Author: Robert Hyatt
Date: 10:38:13 10/24/03
Go up one level in this thread
On October 23, 2003 at 22:29:39, Vincent Diepeveen wrote: >On October 22, 2003 at 11:28:09, Gerd Isenberg wrote: > >>On October 22, 2003 at 03:33:05, Daniel Clausen wrote: >> >>>On October 21, 2003 at 15:29:19, Eugene Nalimov wrote: >>> >>>>On Itanium integer registers are actually 65 bits wide. 64 bits for data and one >>>>NAT (not a thing) bit. >>>> >>>>:-) >>>> >>>>Thanks, >>>>Eugene >>> >>>If there is a way to use this bit for yourself too, I'm sure Gerd will come up >>>with another cool new algorithm! :) >>> >>>Sargon >> >>;-) >> >>I'm really not familar with this very interesting processor architecture.
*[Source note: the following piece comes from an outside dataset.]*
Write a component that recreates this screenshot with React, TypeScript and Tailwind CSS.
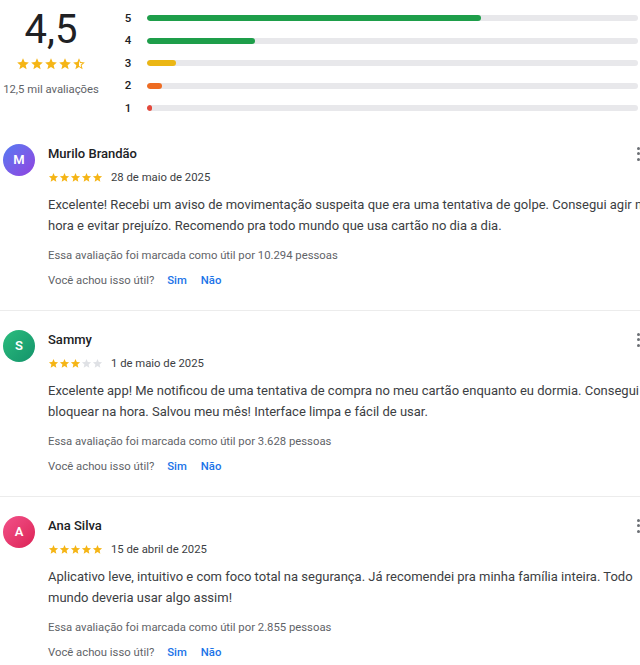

It has >>an integer register file of 128! * 64+NaT. It seems well designed to do a lot of >>parallel fill cycles. >>I guess a set NaT-bit may trigger some exceptions/interrupts if you do some >>operations with uninitialited registers, allowing some lowlevel try-catch like >>control structures (including stack rewind?). >> >>Gerd > >Itanium2 is especially known for executing many NOP instructions :) > >Nah it isn't that bad. It's a cool cpu in fact. Too bad it can't be clocked very >high. > >It's horror & co for bitboards though. Forget writing in assembly for that >processor :) Why do you make such uninformed statements? It is _not_ "horror and co for bitboards". It works _great_ for bitboards. And _you_ might forget writing in asm, but I have written asm for VLIW architectures in the past. It is not that difficult. But then again, I am very flexible. Rigidity always has problems bending into a new "shape".